After the war he was desperately in need of a new horse to ride. He chose the "political process" - negotiations with the Palestinians, and later on also with the Syrians.

This choice is significant: his sensitive political nose smelled that this is now the really popular thing: not Greater Israel, not the settlements, but peace negotiations and "two states for two peoples" - the more so as this was already popular with the US and Europe.

This week, Arab leaders complained that now "the political process will begin again from Square One." That is a complete misunderstanding: the "process" has never left Square One. It was wholly without content, wholly "spin". The "process" has become a substitute for peace, the idea of a "shelf agreement" a substitute for a real peace agreement. There was never any possibility that Olmert would dare to provoke the settlers.

The final summing-up of the Olmert era: not the smallest real step toward peace has been taken. The historic peace initiative of the Arab League has been buried. The secular, peace-seeking Palestinian leadership has been almost destroyed, paving the way for the Hamas takeover in the Gaza strip, and perhaps also in the West Bank. Not one single hut in a settlement was dismantled, and the settlements have been enlarged everywhere.

In one respect, Olmert resembled Sharon: they both loved money almost as much as power (as do Netanyahu and Barak). They both cultivated close relations with billionaires. They both trailed behind them a cloud of corruption wherever they went.

This did not hurt Sharon. He radiated leadership, and the scandals did not really harm him. He was robust enough to carry them on his back. Olmert, being much more fragile, was crushed by them.

In the end, he has fallen: not because of the criminal war, not because of his lack of seriousness in pursuing peace, not because of the appointment of a Minister of Justice whose aim is to destroy the judicial system, but because of cash in envelopes and free trips abroad.

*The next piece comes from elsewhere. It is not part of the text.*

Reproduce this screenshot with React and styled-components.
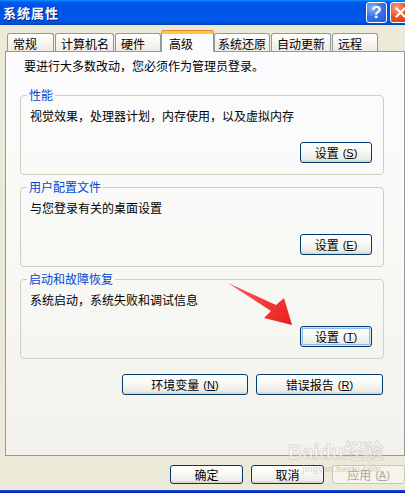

WHEN FUTURE historians look for a way to characterize this chapter in the annals of the state, one word will readily present itself, the one the writer David Grossman applied in a similar context: hollow.

It was a hollow era. A hole in time. A meaningless period, devoid of content (though not for those who paid the price with their lives, destruction and ruins.)

And that is also the suitable title for Olmert himself. A hollow politician, devoid of vision.

Anyone researching the headlines of these two years will find a lot of drama there. A lot of initiatives. A lot of slogans. A lot of spin. A lot of hot air. And the sum of all this: nothing.

A hollow leader of a hollow party pursuing hollow policies in a hollow political system.